No, they haven't. In fact, they have consistently denied it. Not to mention, that Santana has a complete no-trade agreement. But don't let that stop you from speculating.

Put me in charge and I'm not parting with a bunch of prospects AND that much money for that many years. One or the other but not both.

Then you probably aren't getting Santana. Because the Twins need to get a lot in return to justify giving up Santana for next season. And Santana is likely going to want a long-term contract in order to approve a trade. Not to mention, the team getting him will want a long-term agreement if they are going to give up a boatload of cheap, young talent that is ready produce for the Twins next year.

If the Twins decide they can't be competitive next year, you might see a fire sale that includes Santana, Nathan and maybe even some of their arbitration eligible guys. But that doesn't really look very likely. And short of that, it is hard to see how they deal Santana.

Pitchers and huge long-term contracts are usually a bad deal for teams that roll those dice.

TT - thanks for stopping by. For what it's worth, Santana is absolutely on the market. In fact, he is being shopped pretty aggressively.

Also, as addressed in the article, Santana will waive his no-trade for a long-term deal that meets his demands.

Is it fair to use Pedro as realistic near-worst-case comp for Santana? He was also at the top of the world at age 28, but $25 million/year for his 29-34 years would have been a disaster.

I don't see a problem with the length of the contract. If I'm a team owner and give prospects for Santana, I'd like to secure him for a long contract.
The problem is the prospects my team is losing.
I wouldn't do it.
Isn't it amazing what a great pitcher Maddux was until his 35 birthday? It compares favorably to everyone!
By the way, at age 35 Maddux was a better pitcher than Clemens at a similar age. Then, suddenly Clemens gets better, A LOT better. Mmmm... strange.

Performance similar to Pedro age 29-34 would be a "disaster"? I wouldn't say so. During that time, he spent about 1 full season on the DL, but that still leaves you with 5 full seasons worth of pitching during which he went 81-36 with around a 150 ERA+.

That kind of production is still probably worth the $20mil+ contract Sanatana is likely to get, even if it wouldn't quite meet the 1200 innings threshold discussed in the article.
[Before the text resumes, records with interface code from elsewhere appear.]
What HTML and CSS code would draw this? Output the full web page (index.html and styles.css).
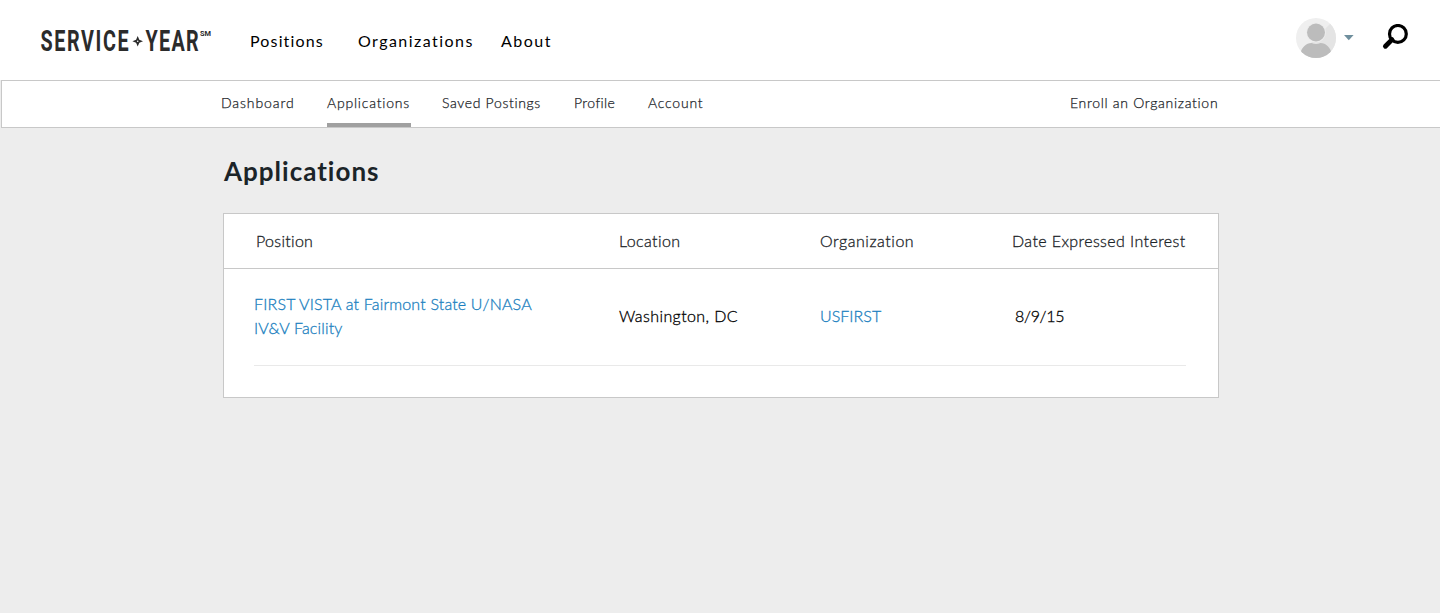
FILE: index.html
```html
<!DOCTYPE html>
<html lang="en">
<head>
<meta charset="utf-8">
<title>Applications</title>
<link rel="stylesheet" href="styles.css">
</head>
<body>
<header class="topbar">
  <a class="logo">
    <svg width="174" height="40" viewBox="0 -6 174 40">
      <g class="logo-word">
        <text transform="translate(.5 24.800) scale(.67 1)" textLength="131.500" lengthAdjust="spacing">SERVICE</text>
        <text transform="translate(105.500 24.800) scale(.67 1)" textLength="79.500" lengthAdjust="spacing">YEAR</text>
      </g>
      <path class="logo-star" fill-rule="evenodd" d="M97.700 10 L99.300 13.700 L103 15.200 L99.300 16.700 L97.700 20.400 L96.100 16.700 L92.400 15.200 L96.100 13.700 Z M97.700 14.400 A.8 .8 0 1 0 97.700 16 A.8 .8 0 1 0 97.700 14.400 Z"/>
      <text class="logo-mark" x="160" y="9.800" textLength="11" lengthAdjust="spacingAndGlyphs">SM</text>
    </svg>
  </a>
  <nav class="main-nav">
    <a class="nav-positions">Positions</a>
    <a class="nav-orgs">Organizations</a>
    <a class="nav-about">About</a>
  </nav>
  <div class="tools">
    <svg class="avatar" width="40" height="40" viewBox="0 0 40 40">
      <defs><clipPath id="disc"><circle cx="20" cy="20" r="20"/></clipPath></defs>
      <g clip-path="url(#disc)">
        <rect width="40" height="40" fill="#efefef"/>
        <path d="M40 0 V40 H0 Z" fill="#e4e4e4"/>
        <circle cx="20" cy="14.500" r="10" fill="#ededed"/>
        <circle cx="20" cy="14.500" r="9" fill="#bcbcbc"/>
        <path d="M4 36 C6 29 10 25 15.500 25 Q20 27 24.500 25 C30 25 34 29 36 36 V40 H4 Z" fill="#bcbcbc"/>
      </g>
    </svg>
    <svg class="caret" width="10" height="6" viewBox="0 0 10 6"><path d="M0 0 H9.600 L4.800 5.300 Z" fill="#6f8f9d"/></svg>
    <svg class="search" width="26" height="26" viewBox="0 0 26 26">
      <circle cx="15.900" cy="9.900" r="8.400" fill="none" stroke="#000" stroke-width="3.200"/>
      <path d="M10 15.600 L3.400 22.300" stroke="#000" stroke-width="4.800" stroke-linecap="round"/>
    </svg>
  </div>
</header>
<nav class="subbar">
  <div class="subnav">
    <a class="sub-dashboard">Dashboard</a>
    <a class="sub-applications active">Applications</a>
    <a class="sub-saved">Saved Postings</a>
    <a class="sub-profile">Profile</a>
    <a class="sub-account">Account</a>
    <a class="sub-enroll">Enroll an Organization</a>
  </div>
</nav>
<main class="content">
  <h1>Applications</h1>
  <section class="card">
    <div class="row head">
      <span class="h-position">Position</span>
      <span class="h-location">Location</span>
      <span class="h-org">Organization</span>
      <span class="h-date">Date Expressed Interest</span>
    </div>
    <div class="row item">
      <a class="position">FIRST VISTA at Fairmont State U/NASA<br>IV&amp;V Facility</a>
      <span class="location">Washington, DC</span>
      <a class="org">USFIRST</a>
      <span class="date">8/9/15</span>
    </div>
  </section>
</main>
</body>
</html>
```
FILE: styles.css
```css
* { box-sizing: border-box; }
body {
  margin: 0;
  min-height: 613px;
  background: #ededed;
  color: #1b2428;
  font-family: Lato, "Open Sans", sans-serif;
  font-variant-ligatures: none;
}
.topbar {
  display: flex;
  height: 80px;
  padding-left: 40px;
  background: #fff;
}
.logo { width: 210px; padding-top: 20px; }
.logo svg { display: block; overflow: visible; }
.logo-word {
  font: 700 29.5px Roboto, sans-serif;
  fill: #2b2b2b;
}
.logo-mark { font: 700 8px Roboto, sans-serif; fill: #2b2b2b; }
.logo-star { fill: #2b2b2b; }
.main-nav {
  display: grid;
  grid-template-columns: 108px 143px 1fr;
  flex: 1;
  padding-top: 31px;
  font-size: 16px;
  line-height: 20px;
  letter-spacing: 1.15px;
  color: #000;
}
.nav-orgs { letter-spacing: 1.45px; }
.nav-about { letter-spacing: 1.5px; }
.tools {
  display: flex;
  align-items: flex-start;
  width: 144px;
  padding-top: 18px;
}
.caret { margin: 17px 0 0 8px; }
.search { margin: 6px 0 0 28px; }
.subbar {
  height: 48px;
  margin-left: 1px;
  padding-left: 219px;
  background: #fff;
  border: 1px solid #c8c8c8;
  border-right: 0;
}
.subnav {
  display: grid;
  grid-template-columns: 106px 84px 31px 132px 74px 422px auto;
  grid-template-rows: 46px;
  height: 46px;
  font-size: 14px;
  font-weight: 300;
  line-height: 44px;
  letter-spacing: .8px;
  white-space: nowrap;
  -webkit-text-stroke: .25px;
}
.sub-dashboard { letter-spacing: .9px; }
.sub-saved { grid-column: 4; letter-spacing: .65px; }
.sub-profile { letter-spacing: .4px; }
.sub-enroll { letter-spacing: .7px; }
.active { border-bottom: 4px solid #a0a0a0; }
.content { width: 996px; margin-left: 223px; }
h1 {
  margin: 0;
  padding: 26px 0 0 1px;
  height: 85px;
  font-size: 26px;
  line-height: 34px;
  font-weight: 700;
  letter-spacing: 1px;
}
.card {
  height: 185px;
  background: #fff;
  border: 1px solid #c8c8c8;
}
.row {
  display: grid;
  align-items: center;
  font-size: 16px;
  font-weight: 300;
  line-height: 24px;
  letter-spacing: .4px;
  white-space: nowrap;
  -webkit-text-stroke: .3px;
}
.head {
  grid-template-columns: 363px 201px 192px auto;
  height: 55px;
  padding-left: 32px;
  border-bottom: 1px solid #c8c8c8;
}
.h-position { letter-spacing: .3px; }
.h-org { letter-spacing: .55px; }
.item {
  grid-template-columns: 365px 201px 195px auto;
  height: 97px;
  margin: 0 32px 0 30px;
  padding-bottom: 2px;
  border-bottom: 1px solid #e9e9e9;
  color: #000;
}
.item a { color: #1b7fc0; }
.position { letter-spacing: .17px; }
.org { letter-spacing: .05px; }
.date { letter-spacing: -.3px; }
```
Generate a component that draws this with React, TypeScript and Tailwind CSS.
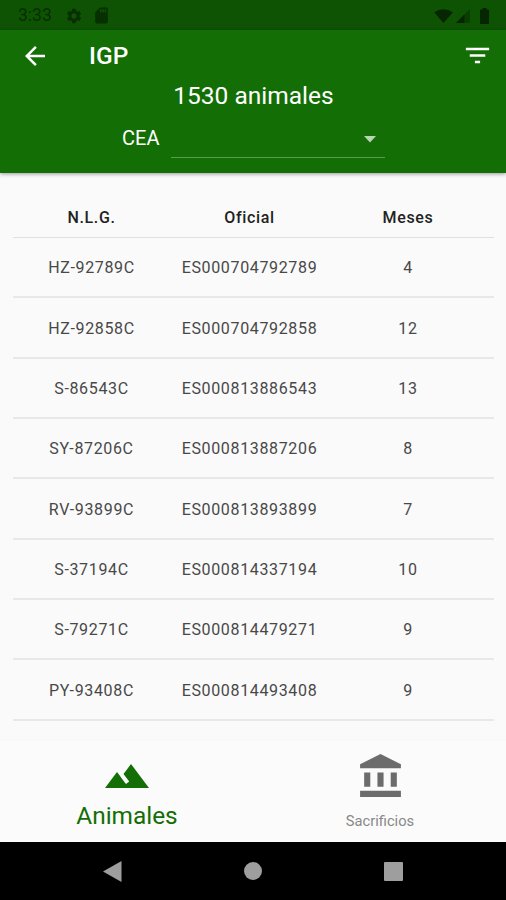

TT - thanks for stopping by. For what it's worth, Santana is absolutely on the market. In fact, he is being shopped pretty aggressively.

Yeh, on internet blogs. But not according to the Twins. They have said repeatedly that they are trying to sign him long term.

Now the reality is that Santana may price himself beyond what the Twins are willing to pay. But he may do that for anyone who wants to trade for him as well.

Santana will waive his no-trade for a long-term deal that meets his demands

And that is pure speculation as well. Santana may very well agree to a trade without a contract extension if he thinks it would give him a better chance at a World Series ring. And, now that the Twins have clearly lost Hunter, the Twins chances to be competitive next year took are dimming.

Of course, that doesn't mean any team is willing to deal for Santana without a long-term agreement. At least not at the price of young players the Twins are likely to want in any deal.

1-4 in the post season. I'll take Beckett any day of the week.

I don't necessarily disagree with the sentiment that top prospects plus $25 million/year is too much to pay. But I think we also may be underestimating the direction of salaries. A lot of us are still thinking in baseball salary terms from the early part of this decade. However, the steep incline in negotiated salaries for average, and even bad, starting pitchers over the last year might be telling us that our overall reaction to salary levels may be understating future costs. It may turn out that Santana only has to be an above average pitcher, not a great pitcher, during the latter years of his contract in order to justify the fact, maybe the contract is a bargain in the latter years as salaries continue to escalate. Of course, all of that depends on the future direction of baseball revenues and margins. But, right now, the revenue picture for baseball looks very good. And if the market is working properly, bulging profits should result in continued sharp escalation in free agent salaries.


Far be it from me to jump on a bandwagon because of one expert's "informed speculation". But when they're all doing it, and passing it as something closer to fact that speculation, I tend to let my bets ride on them. I don't think there's a major baseball writer in the country right now who doesn't believe the Twins are shopping Santana aggressively. Nor do I think there's a GM that doesn't believe the same.


Beckett sure is a big game pitcher, but he also posted an ERA over 5.00 in 2006, has never been below 3.00 in a full season, and his career high IP mark is 204 (he's only cracked 200 twice). Santana's career worst ERA over a full season was this year's 3.33 mark, he's cracked 220 IP three times and 200 four times. Plus Beckett's career best ERA+ which was posted this year was 145, still below Santana's average over the last four seasons. In fact, this was the first time Beckett made more than 25 starts and had an ERA+ over Santana's four year low of 130. He also did it in 2003 in 23 starts (138 ERA+)

So unless your team is guaranteed a postseason spot on April 1, I take Santana.

Pedro getting $25M for the comparable seasons would have been bad, yes, but it's not really all that comparable.

A) 5 years ago, salaries were much lower.
B) Pedro had been spending 2 weeks on the DL in every season leading up to that.

$25M is a lot, but the question is, how much is it relative to the league and the money that the league pulls in?